Those who had been looking for sustained breakouts or extended gains on Monday had been disappointed by the market’s consolidation phase. The pound sterling traded sideways within a 100-pip trading range between 1.2435 and 1.2335. Given the fact that the pound was unable to hold above the 1.24-level, we expect upcoming bearish momentum in the GBP/USD. As long as sterling remains below 1.2430 we see a higher likelihood of a downside break below 1.23 which could accelerate bearish momentum towards 1.22 and possibly even 1.2050.
How the cable will trade within the next days will mainly hinge on the Brexit trigger, which will happen on March 29. Prime Minister Theresa May plans to invoke Article 50 of the Lisbon Treaty next Wednesday, starting two years of exit talks. A hard Brexit will be negative for the currency, so traders should prepare for downward movements. However, before Article 50 is triggered, the pound could retest the 1.24-mark and possibly even the 1.2470-level on stronger inflation figures. U.K. Consumer Prices are scheduled for release at 9:30 UTC and a rise in inflation could help pushing the pound higher in the short term.

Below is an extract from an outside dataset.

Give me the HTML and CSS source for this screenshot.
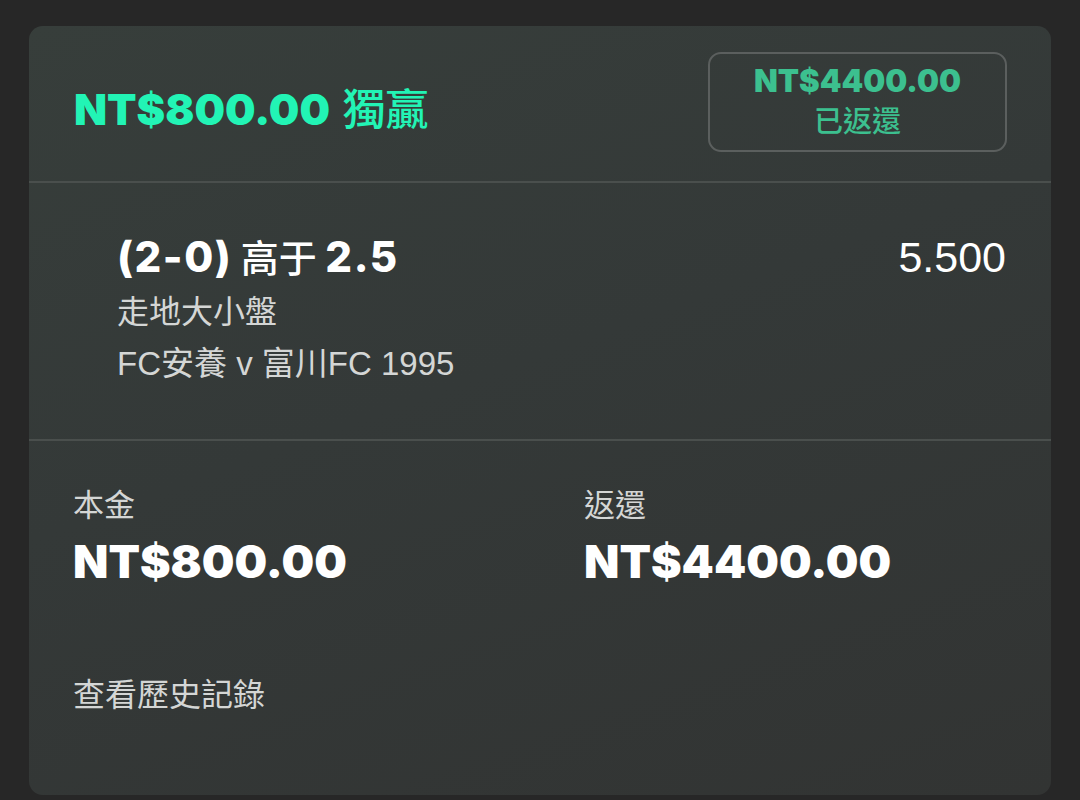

The euro traded consolidated between 1.0775 and 1.0720. A renewed break above 1.0770 may prompt euro bulls to buy the single currency toward 1.0815. A break below 1.0720 however, could lead to further losses towards 1.0680. With no market-moving economic reports from the Eurozone, we expect the price action to be limited to a range of 1.0820 – 1.0680.
Towards the end of the North American trading session some Fed officials are scheduled to speak. Any hawkish comments could have a positive impact on the U.S. dollar.